Rare phosphate mineral

Babefphite is a rare phosphate mineral with the general formula BaBe(PO_{4})(F,OH). The name is given for its composition (Ba meaning barium, Be meaning beryllium, F meaning fluorine, and P for phosphorus).

==Crystallography==
Babefphite is tetragonal, which means crystallographically, it contains two horizontal and interchangeable equal axes (a_{1 and 2}) and a longitudinal axis (c). It belongs to the 4/m 2/m 2/m point group; meaning it has four horizontal axes of twofold symmetry, two of which coincide with the crystallographic axes (a_{1}) and (a_{2}) and the remaining two at 45° to the (a_{1}) and (a_{2}).

== Optical properties ==
Babefphite is an anisotropic mineral meaning that the velocity of light passing through it will vary depending on the direction of travel. When measured against Canada Balsam it will display moderate positive relief. Relief is an optical property that relates the index of refraction of a mineral versus the index of refraction of another material. Positive relief denotes light being bent toward the mineral. Negative relief means the light is bent toward the mounting material. In the case of optical mineralogy, this other material is most often whatever material is used to mount the mineral in question in thin section. Based on the white color of babefphite in hand sample it is likely that it appears clear in thin section under plane polarized light. Due to its anisotropic nature, it has the possibility of displaying very weak pleochroism under the same conditions.
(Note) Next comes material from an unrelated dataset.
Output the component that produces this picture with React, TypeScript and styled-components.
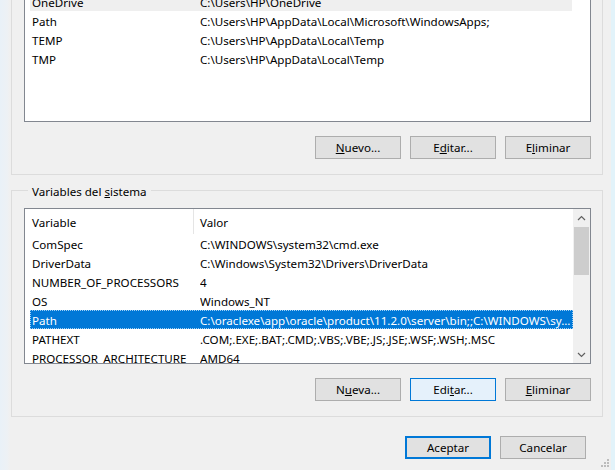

Pleochroism is defined as a change of color, on rotation, of plane light. It occurs when the extraordinary and ordinary rays of light are absorbed differently, thereby displaying different colors. The wider the difference in the rays the more dramatic the color change. Babefphite is also weakly birefringent. Birefringence is an optical property that is determined by the direction that light passes through a mineral.

==Occurrence==
Babefphite was first described in 1966 for an occurrence at the Aunik fluorite-rare metals deposit, Buryatia, Eastern-Siberian Region, Russia. It has also been reported from the Rožná pegmatite in the Vysočina Region, Moravia, Czech Republic.

In the Siberian occurrence it occurs in residual material above rare-earth metal bearing skarns associated with alkaline intrusive bodies. It occurs with zircon, ilmenorutile, fluorite, phenakite, scheelite, bertrandite, albite, microcline and quartz.